◆ What you should do: Below is a listing; write it out exactly and drop any images from it.

◆ Source excerpt:

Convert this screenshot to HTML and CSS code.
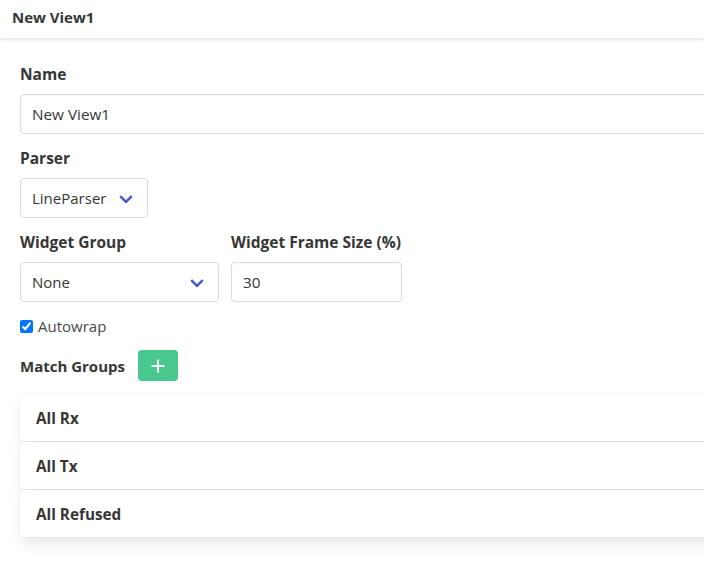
FILE: index.html
```html
<!DOCTYPE html>
<html>
<head>
<meta charset="utf-8">
<link rel="stylesheet" href="styles.css">
</head>
<body>
<header class="topbar"><span class="title">New View1</span></header>
<main class="content">
  <div class="field">
    <label class="label">Name</label>
    <input class="input input-wide" type="text" value="New View1">
  </div>
  <div class="field">
    <label class="label">Parser</label>
    <div class="select"><span class="select-text">LineParser</span></div>
  </div>
  <div class="field columns">
    <div class="col">
      <label class="label">Widget Group</label>
      <div class="select select-group"><span class="select-text">None</span></div>
    </div>
    <div class="col">
      <label class="label">Widget Frame Size (%)</label>
      <input class="input input-size" type="text" value="30">
    </div>
  </div>
  <div class="field check-row">
    <input type="checkbox" class="checkbox" checked>
    <span class="check-label">Autowrap</span>
  </div>
  <div class="field groups-head">
    <span class="label label-inline">Match Groups</span>
    <button class="btn-add" type="button" aria-label="Add">
      <svg width="16" height="16" viewBox="0 0 16 16"><path d="M8 1.5v13M1.5 8h13" stroke="#fff" stroke-width="2" fill="none"/></svg>
    </button>
  </div>
  <div class="groups">
    <div class="group-item">All Rx</div>
    <div class="group-item">All Tx</div>
    <div class="group-item">All Refused</div>
  </div>
</main>
</body>
</html>
```
FILE: styles.css
```css
* { box-sizing: border-box; }
html, body { margin: 0; padding: 0; background: #fff; overflow: hidden; }
body {
  font-family: "Open Sans", "Noto Sans", sans-serif;
  color: #363636;
  font-size: 15px;
  width: 704px;
  height: 561px;
}
.topbar {
  height: 38px;
  display: flex;
  align-items: center;
  padding: 0 12px 4px;
  background: #fff;
  box-shadow: 0 2px 4px rgba(0,0,0,0.10);
  position: relative;
  z-index: 1;
}
.title { font-weight: 700; font-size: 15px; color: #363636; }
.content {
  padding: 25px 0 0 20px;
  width: 760px;
}
.field { margin-bottom: 13px; }
.label {
  display: block;
  font-weight: 700;
  font-size: 15.5px;
  line-height: 22px;
  margin-bottom: 9px;
  color: #363636;
  white-space: nowrap;
}
.input {
  display: block;
  height: 40px;
  border: 1px solid #dbdbdb;
  border-radius: 4px;
  padding: 0 11px;
  font-family: inherit;
  font-size: 15.3px;
  color: #363636;
  background: #fff;
  box-shadow: inset 0 0.0625em 0.125em rgba(10,10,10,0.03);
  outline: none;
}
.input-wide { width: 740px; }
.input-size { width: 171px; }
.select {
  position: relative;
  display: inline-flex;
  align-items: center;
  height: 40px;
  border: 1px solid #dbdbdb;
  border-radius: 4px;
  padding: 0 41px 0 11px;
  background: #fff;
}
.select::after {
  content: "";
  position: absolute;
  right: 16px;
  top: 50%;
  width: 7px;
  height: 7px;
  margin-top: -6px;
  border: 3px solid #485fc7;
  border-top: 0;
  border-right: 0;
  border-radius: 1px;
  transform: rotate(-45deg);
}
.select-text { font-size: 15px; color: #363636; }
.select-group { width: 199px; }
.columns { display: flex; gap: 12px; }
.check-row { display: flex; align-items: center; height: 22px; }
.checkbox { margin: 0 5px 0 0; width: 13px; height: 13px; }
.check-label { font-size: 15px; color: #4a4a4a; }
.groups-head { display: flex; align-items: center; gap: 13px; height: 31px; }
.label-inline { margin: 0; font-size: 15px; }
.btn-add {
  width: 40px;
  height: 31px;
  border: 0;
  border-radius: 4px;
  background: #48c78e;
  display: flex;
  align-items: center;
  justify-content: center;
  padding: 0;
}
.groups { width: 760px; }
.group-item {
  height: 47px;
  margin-bottom: 1px;
  display: flex;
  align-items: center;
  padding-left: 16px;
  font-weight: 700;
  font-size: 15.3px;
  color: #363636;
  background: #fff;
  border-radius: 4px;
  box-shadow: 0 0.5em 1em -0.125em rgba(10,10,10,0.1), 0 0 0 1px rgba(10,10,10,0.02);
}
```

◆ Answer:
Convert this screenshot to HTML and CSS code.
FILE: index.html
```html
<!DOCTYPE html>
<html>
<head>
<meta charset="utf-8">
<link rel="stylesheet" href="styles.css">
</head>
<body>
<header class="topbar"><span class="title">New View1</span></header>
<main class="content">
  <div class="field">
    <label class="label">Name</label>
    <input class="input input-wide" type="text" value="New View1">
  </div>
  <div class="field">
    <label class="label">Parser</label>
    <div class="select"><span class="select-text">LineParser</span></div>
  </div>
  <div class="field columns">
    <div class="col">
      <label class="label">Widget Group</label>
      <div class="select select-group"><span class="select-text">None</span></div>
    </div>
    <div class="col">
      <label class="label">Widget Frame Size (%)</label>
      <input class="input input-size" type="text" value="30">
    </div>
  </div>
  <div class="field check-row">
    <input type="checkbox" class="checkbox" checked>
    <span class="check-label">Autowrap</span>
  </div>
  <div class="field groups-head">
    <span class="label label-inline">Match Groups</span>
    <button class="btn-add" type="button" aria-label="Add">
      <svg width="16" height="16" viewBox="0 0 16 16"><path d="M8 1.5v13M1.5 8h13" stroke="#fff" stroke-width="2" fill="none"/></svg>
    </button>
  </div>
  <div class="groups">
    <div class="group-item">All Rx</div>
    <div class="group-item">All Tx</div>
    <div class="group-item">All Refused</div>
  </div>
</main>
</body>
</html>
```
FILE: styles.css
```css
* { box-sizing: border-box; }
html, body { margin: 0; padding: 0; background: #fff; overflow: hidden; }
body {
  font-family: "Open Sans", "Noto Sans", sans-serif;
  color: #363636;
  font-size: 15px;
  width: 704px;
  height: 561px;
}
.topbar {
  height: 38px;
  display: flex;
  align-items: center;
  padding: 0 12px 4px;
  background: #fff;
  box-shadow: 0 2px 4px rgba(0,0,0,0.10);
  position: relative;
  z-index: 1;
}
.title { font-weight: 700; font-size: 15px; color: #363636; }
.content {
  padding: 25px 0 0 20px;
  width: 760px;
}
.field { margin-bottom: 13px; }
.label {
  display: block;
  font-weight: 700;
  font-size: 15.5px;
  line-height: 22px;
  margin-bottom: 9px;
  color: #363636;
  white-space: nowrap;
}
.input {
  display: block;
  height: 40px;
  border: 1px solid #dbdbdb;
  border-radius: 4px;
  padding: 0 11px;
  font-family: inherit;
  font-size: 15.3px;
  color: #363636;
  background: #fff;
  box-shadow: inset 0 0.0625em 0.125em rgba(10,10,10,0.03);
  outline: none;
}
.input-wide { width: 740px; }
.input-size { width: 171px; }
.select {
  position: relative;
  display: inline-flex;
  align-items: center;
  height: 40px;
  border: 1px solid #dbdbdb;
  border-radius: 4px;
  padding: 0 41px 0 11px;
  background: #fff;
}
.select::after {
  content: "";
  position: absolute;
  right: 16px;
  top: 50%;
  width: 7px;
  height: 7px;
  margin-top: -6px;
  border: 3px solid #485fc7;
  border-top: 0;
  border-right: 0;
  border-radius: 1px;
  transform: rotate(-45deg);
}
.select-text { font-size: 15px; color: #363636; }
.select-group { width: 199px; }
.columns { display: flex; gap: 12px; }
.check-row { display: flex; align-items: center; height: 22px; }
.checkbox { margin: 0 5px 0 0; width: 13px; height: 13px; }
.check-label { font-size: 15px; color: #4a4a4a; }
.groups-head { display: flex; align-items: center; gap: 13px; height: 31px; }
.label-inline { margin: 0; font-size: 15px; }
.btn-add {
  width: 40px;
  height: 31px;
  border: 0;
  border-radius: 4px;
  background: #48c78e;
  display: flex;
  align-items: center;
  justify-content: center;
  padding: 0;
}
.groups { width: 760px; }
.group-item {
  height: 47px;
  margin-bottom: 1px;
  display: flex;
  align-items: center;
  padding-left: 16px;
  font-weight: 700;
  font-size: 15.3px;
  color: #363636;
  background: #fff;
  border-radius: 4px;
  box-shadow: 0 0.5em 1em -0.125em rgba(10,10,10,0.1), 0 0 0 1px rgba(10,10,10,0.02);
}
```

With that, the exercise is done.